No specific laws identified for this ruling.

Outcome

Appellate court affirmed the trial court's decision to invalidate the will, finding no abuse of discretion in the trial court's distinction between service methods for subpoenas to attesting witnesses.

Excerpt

This is an appeal from a will contest wherein the decedent executed the will at the hospital where he was a patient. Two hospital employees signed the will as attesting witnesses, and their signatures were then notarized by another staff member. After the decedent died, his son contested the validity of the will, and the matter was set for a hearing. The proponent of the will attempted to serve subpoenas on the two attesting witnesses at the hospital where they signed the will, one by process server and the other by certified mail. Neither attempt at service was successful, and consequently, neither of the attesting witnesses appeared at the will contest hearing. The notary did appear and testified as to the identity and presence of the attesting witnesses at the will's execution. The proponent of the will sought to have both witnesses declared unavailable.

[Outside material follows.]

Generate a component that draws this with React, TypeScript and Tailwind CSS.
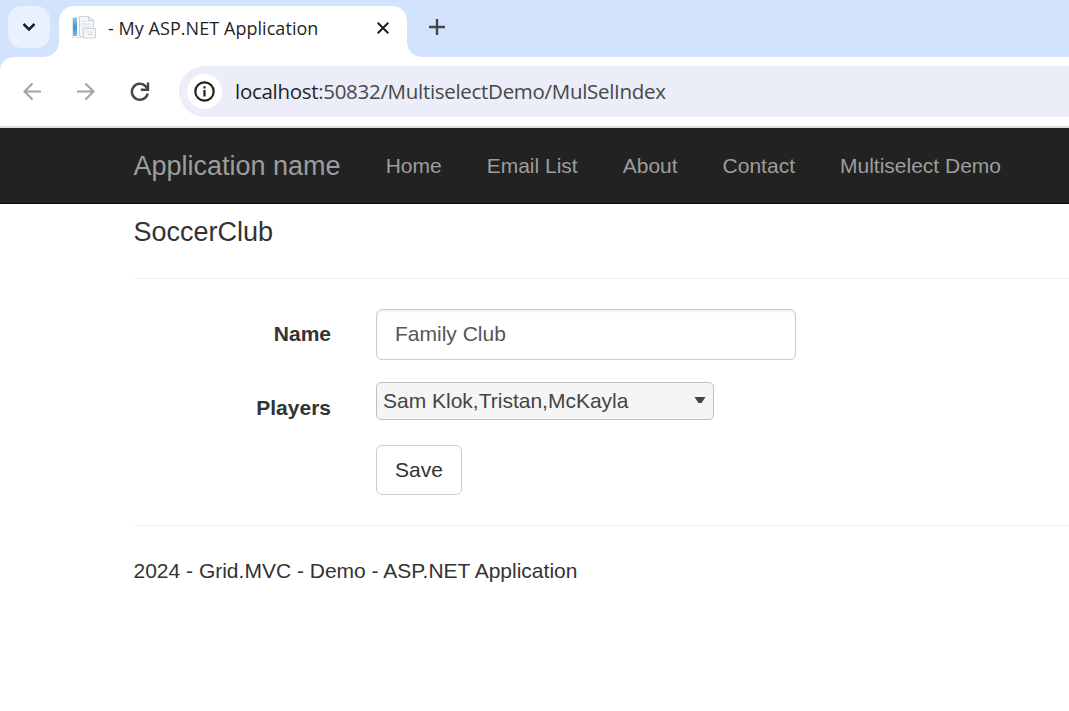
import React from "react";

const navItems = ["Home", "Email List", "About", "Contact", "Multiselect Demo"];

function Favicon() {
  return (
    <svg className="ml-[13px] shrink-0" width="24" height="26" viewBox="0 0 24 26" fill="none">
      <defs>
        <linearGradient id="spine" x1="0" y1="0" x2="0" y2="1">
          <stop offset="0" stopColor="#8cc6e6" />
          <stop offset="0.5" stopColor="#4493cb" />
          <stop offset="1" stopColor="#7cb8de" />
        </linearGradient>
      </defs>
      <rect x="0.5" y="2.5" width="13" height="20" fill="#f7f9fb" stroke="#e2e6ea" />
      <rect x="1" y="3" width="4" height="18" fill="url(#spine)" />
      <path d="M7.5 1.5h9l5 4v16h-14z" fill="#f5f6f8" stroke="#d0d4d9" />
      <path d="M16.5 1.5v4h5" stroke="#c9cdd2" />
      <path d="M9.5 6h5M9.5 9h9M9.5 12h9M9.5 15h2M9.5 18h1" stroke="#dcdfe3" />
      <path d="M11.5 13.500h12v9.500h-12z" fill="#f6f8fb" stroke="#ccd1d7" />
      <path d="M14 17h7M16 19.500h5" stroke="#d0d5da" />
    </svg>
  );
}

function TabStrip() {
  return (
    <div className="flex h-[57px] bg-[#d3e2fd]">
      <button className="mt-[6px] ml-2 flex h-[42px] w-[42px] shrink-0 items-center justify-center rounded-[14px] bg-[#e9f1fe]">
        <svg width="14" height="10" viewBox="0 0 14 10" fill="none">
          <path d="M1.500 2l5.500 5.500L12.500 2" stroke="#1f1f1f" strokeWidth="2.500" />
        </svg>
      </button>
      <div className="relative mt-[6px] ml-[9px] flex h-[51px] w-[348px] shrink-0 rounded-t-[15px] bg-white">
        <svg className="absolute bottom-0 -left-[15px]" width="15" height="15" viewBox="0 0 15 15">
          <path d="M15 0A15 15 0 0 1 0 15H15z" fill="#fff" />
        </svg>
        <svg className="absolute -right-[15px] bottom-0" width="15" height="15" viewBox="0 0 15 15">
          <path d="M0 0A15 15 0 0 0 15 15H0z" fill="#fff" />
        </svg>
        <div className="flex h-[43px] w-full items-center">
          <Favicon />
          <span className="ml-3 flex-1 whitespace-nowrap font-['Open_Sans','Noto_Sans',sans-serif] text-[18px] tracking-[0.05px] text-[#1f1f1f]">
            - My ASP.NET Application
          </span>
          <svg className="mr-[18px] shrink-0" width="12" height="12" viewBox="0 0 12 12">
            <path d="M0.700 0.700l10.600 10.600M11.300 0.700L0.700 11.300" stroke="#1f1f1f" strokeWidth="2" />
          </svg>
        </div>
      </div>
      <svg className="mt-[19px] ml-[22px] shrink-0" width="16" height="16" viewBox="0 0 16 16">
        <path d="M8 0v16M0 8h16" stroke="#444746" strokeWidth="2.400" />
      </svg>
    </div>
  );
}

function Toolbar() {
  return (
    <div className="bg-[#d3e2fd]">
      <div className="flex h-[71px] items-center rounded-tl-[14px] border-b-2 border-[#dedfe1] bg-white">
        <svg className="ml-[23px] shrink-0" width="19" height="18" viewBox="0 0 19 18" fill="none">
          <path d="M18 8.500H1.800M9.500 0.500L1.500 8.500l8 8" stroke="#a3a4a5" strokeWidth="2.200" />
        </svg>
        <svg className="ml-[35px] shrink-0" width="19" height="18" viewBox="0 0 19 18" fill="none">
          <path d="M0 8.500h16.200M8.500 0.500l8 8-8 8" stroke="#a3a4a5" strokeWidth="2.200" />
        </svg>
        <svg className="ml-[34px] shrink-0" width="20" height="20" viewBox="0 0 20 20" fill="none">
          <path d="M17.700 11.500A8 8 0 1 1 15.700 4.300L18 6.700" stroke="#444746" strokeWidth="2.500" />
          <path d="M18 0.500v7.200h-7.200" stroke="#444746" strokeWidth="2.400" />
        </svg>
        <div className="ml-[29px] flex h-[51px] flex-1 items-center rounded-l-full bg-[#ebeef8]">
          <span className="ml-2 flex h-[35px] w-[35px] shrink-0 items-center justify-center rounded-full bg-white">
            <svg width="21" height="21" viewBox="0 0 21 21" fill="none">
              <circle cx="10.500" cy="10.500" r="9.200" stroke="#1f1f1f" strokeWidth="2.200" />
              <path d="M10.500 9v6.500M10.500 5.300v2.200" stroke="#1f1f1f" strokeWidth="2.200" />
            </svg>
          </span>
          <span className="mb-[2px] ml-[13px] whitespace-nowrap font-['Open_Sans','Noto_Sans',sans-serif] text-[20.500px] tracking-[-0.300px] text-[#474747]">
            <span className="text-[#1f1f1f]">localhost</span>:50832/MultiselectDemo/MulSelIndex
          </span>
        </div>
      </div>
    </div>
  );
}

export default function App() {
  return (
    <div className="h-[711px] w-full overflow-hidden bg-white font-['Liberation_Sans',Arial,sans-serif] text-[21px] leading-[30px] text-[#333]">
      <TabStrip />
      <Toolbar />
      <nav className="flex h-[76px] items-center gap-[45px] border-b border-[#080808] bg-[#222] pl-[133.500px] whitespace-nowrap text-[#9d9d9d]">
        <span className="text-[27px]">Application name</span>
        {navItems.map((item) => (
          <a key={item}>{item}</a>
        ))}
      </nav>
      <main className="pl-[133.500px]">
        <h4 className="pt-[13px] text-[27px] leading-[30px]">SoccerClub</h4>
        <hr className="mt-[31px] border-[#eee]" />
        <div className="mt-[30px] flex">
          <label className="w-[197.500px] pt-[10px] text-right font-bold">Name</label>
          <input
            className="ml-[45px] h-[51px] w-[420px] rounded-[6px] border border-[#ccc] bg-white px-[18px] pb-[2px] text-[21px] text-[#555] shadow-[inset_0_1.5px_1.5px_rgba(0,0,0,0.075)]"
            defaultValue="Family Club"
          />
        </div>
        <div className="mt-[22px] flex h-[41px]">
          <label className="w-[197.500px] pt-[11px] text-right font-bold">Players</label>
          <button className="ml-[45px] flex h-[38px] w-[338px] items-center justify-between rounded-[5px] border border-[#bfbfbf] bg-[#f5f5f5] pr-[7px] pl-[6px] text-[#444]">
            <span>Sam Klok,Tristan,McKayla</span>
            <svg className="mb-[2px]" width="12" height="8" viewBox="0 0 12 8">
              <path d="M0.500 1h11L7.500 7h-3z" fill="#444" />
            </svg>
          </button>
        </div>
        <button className="mt-[22px] ml-[242.500px] block h-[50px] w-[86px] rounded-[6px] border border-[#ccc] bg-white text-[#333]">
          Save
        </button>
        <hr className="mt-[30px] border-[#eee]" />
        <footer className="mt-[30px]">2024 - Grid.MVC - Demo - ASP.NET Application</footer>
      </main>
    </div>
  );
}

The trial court declared unavailable the witness who was served using a process server but declined to do the same regarding the witness who was served by certified mail. Consequently, the court determined that the will was invalid. The proponent of the will appealed, asserting that the trial court abused its discretion when it made a distinction between serving a subpoena using a process server and serving a subpoena by certified mail. Discerning no reversible error, we affirm.

What This Ruling Means

**What happened:** This case involved a dispute over a will that was signed at a hospital. When a patient created his will, two hospital employees witnessed the signing, and another hospital staff member notarized it. After the patient died, his son challenged whether the will was valid. During the legal proceedings, the person defending the will tried to officially notify (serve subpoenas to) the two hospital employee witnesses who had signed the document, but there were problems with how this was done. **What the court decided:** The appeals court upheld the lower court's decision to invalidate the will. The court found that the trial judge had properly handled the rules about how witnesses must be officially notified in will contest cases. The court determined there was no error in how the judge distinguished between different methods of serving legal notices to witnesses. **Why this matters for workers:** This case shows that when employees witness legal documents as part of their job duties, they may later be called to testify in court proceedings. Workers should understand that signing as a witness creates potential legal obligations and that proper legal procedures must be followed if they're needed as witnesses in future disputes.

This summary was generated to explain the ruling in plain English and is not legal advice.